2.6 Spot Market Sale Option. The Buyer may, upon proper notification to the Seller and in compliance with all Applicable Laws, instruct the Seller to sell into the Wholesale Electricity Spot Market in any Billing Period, on behalf of the Buyer, some or all of the Minimum Quantity in any Contract Year subject, at all times, to the Contracted Capacity and Minimum Capacity Factor as set forth in Schedule 1. The Buyer is obligated to pay to the Seller the Contract Price for such quantities, as set forth in Schedule 1, but any proceeds from such sales into the Wholesale Electricity Spot Market will be paid to the Buyer or, if retained by the Seller, netted against amounts owed by the Buyer to the Seller; provided, however, the Buyer shall be responsible for all WESM Charges related to such spot market sales. Any request by the Buyer to sell electricity into the Wholesale Electricity Spot Market will be combined with all similar requests from other buyers, as well as any market operations of the Seller, and, in the event that the total quantity offered to the market cannot be sold, all parties quantities shall be reduced pro rata. Before the commencement of any spot market sales, the Buyer and the Seller shall establish a mutually acceptable protocol for executing such sales and determine any charges by Seller for conducting such sales through the WESM on the Buyers behalf.

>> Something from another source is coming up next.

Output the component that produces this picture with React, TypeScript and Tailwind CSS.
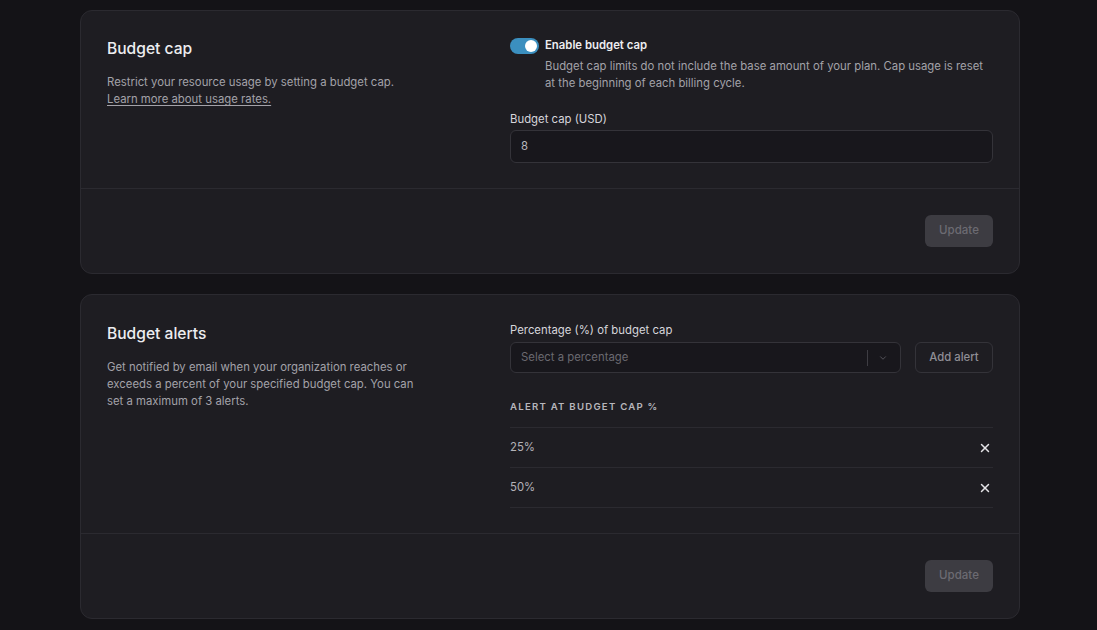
import React, { useState } from 'react';
import { X, ChevronDown } from 'lucide-react';

const font = { fontFamily: 'Inter, "Noto Sans", sans-serif' };

const UpdateButton: React.FC = () => (
  <button
    disabled
    className="h-8 w-[68px] rounded-md bg-[#3d3c42] text-[11.5px] font-medium text-[#6c6b72]"
  >
    Update
  </button>
);

const Card: React.FC<{ left: React.ReactNode; right: React.ReactNode }> = ({ left, right }) => (
  <div className="rounded-xl border border-[#2b2a30] bg-[#1e1d22]">
    <div className="flex px-[26px] pt-[26px] pb-[25px]">
      <div className="w-[403px] shrink-0">{left}</div>
      <div className="flex-1">{right}</div>
    </div>
    <div className="flex justify-end border-t border-[#2b2a30] px-[26px] pt-[26px] pb-[26px]">
      <UpdateButton />
    </div>
  </div>
);

export default function App() {
  const [enabled, setEnabled] = useState(true);
  const [alerts, setAlerts] = useState(['25%', '50%']);

  return (
    <div style={font} className="min-h-screen bg-[#141317] pl-20 pr-[77px] pt-[10px] pb-3 text-[11.35px] text-[#a3a2a9]">
      <div className="flex flex-col gap-5">
        <Card
          left={
            <>
              <h2 className="mt-[1px] text-[15.6px] font-medium leading-[22px] text-[#ededf0]">Budget cap</h2>
              <p className="mt-[14px] leading-[17px]">
                Restrict your resource usage by setting a budget cap.
                <br />
                <a className="underline underline-offset-2">Learn more about usage rates.</a>
              </p>
            </>
          }
          right={
            <>
              <div className="flex gap-[6px]">
                <button
                  onClick={() => setEnabled(!enabled)}
                  className={`mt-[1px] flex h-[16px] w-[29px] shrink-0 items-center rounded-full px-[2px] ${
                    enabled ? 'justify-end bg-[#3b8fbf]' : 'justify-start bg-[#3d3c42]'
                  }`}
                >
                  <span className="h-[12px] w-[12px] rounded-full bg-white" />
                </button>
                <div>
                  <div className="font-semibold leading-[17px] text-[#ededf0]">Enable budget cap</div>
                  <p className="mt-[4px] leading-[17px]">
                    Budget cap limits do not include the base amount of your plan. Cap usage is reset
                    at the beginning of each billing cycle.
                  </p>
                </div>
              </div>
              <label className="mt-[19px] block leading-[17px] text-[#d6d5db]">Budget cap (USD)</label>
              <div className="mt-[2px] flex h-[33px] items-center rounded-md border border-[#343339] bg-[#18171c] px-[10px] text-[#b9b8be]">
                8
              </div>
            </>
          }
        />
        <Card
          left={
            <>
              <h2 className="mt-[2px] text-[15.6px] font-medium leading-[22px] text-[#ededf0]">Budget alerts</h2>
              <p className="mt-[14px] max-w-[315px] leading-[17px]">
                Get notified by email when your organization reaches or exceeds a percent of your
                specified budget cap. You can set a maximum of 3 alerts.
              </p>
            </>
          }
          right={
            <>
              <label className="mt-[1px] block leading-[17px] text-[#d6d5db]">Percentage (%) of budget cap</label>
              <div className="mt-[3px] flex gap-[14px]">
                <div className="flex h-[31px] flex-1 items-center rounded-md border border-[#343339] bg-[#18171c] pl-[10px] pr-[12px]">
                  <span className="flex-1 text-[#6a6970]">Select a percentage</span>
                  <span className="h-[16px] w-px bg-[#3e3d43]" />
                  <ChevronDown className="ml-[10px] h-[10px] w-[10px] text-[#5f5e65]" strokeWidth={2} />
                </div>
                <button className="h-[31px] w-[78px] rounded-md border border-[#343339] font-medium text-[#8f8e95]">
                  Add alert
                </button>
              </div>
              <div className="mt-[27px] text-[9.6px] font-semibold uppercase leading-[14px] tracking-[0.13em] text-[#b7b6bc]">
                Alert at budget cap %
              </div>
              <div className="mt-[13px] border-t border-[#2b2a30]">
                {alerts.map((a) => (
                  <div key={a} className="flex h-[40px] items-center justify-between border-b border-[#2b2a30] pr-[1px]">
                    <span className="text-[#b3b2b8]">{a}</span>
                    <button onClick={() => setAlerts(alerts.filter((x) => x !== a))}>
                      <X className="h-[14px] w-[14px] text-[#e5e4e8]" strokeWidth={2.5} />
                    </button>
                  </div>
                ))}
              </div>
            </>
          }
        />
      </div>
    </div>
  );
}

2.7 Regulatory Approvals. The obligations of the Seller to sell and deliver the Product, or cause the Product to be delivered, to the Buyer hereunder are subject to the Seller having obtained all required governmental approvals and permits including, without limitation, any required approvals from the ERC or the Wholesale Electricity Spot Market. The Buyer and Seller acknowledge that, given the ongoing evolution of the Wholesale Electricity Spot Market and regulations governing the electricity market, there may be circumstances that require the Parties to amend this Agreement. Both Buyer and Seller hereby agree to fully cooperate to implement such amendments, especially as they relate to full compliance with Applicable Laws.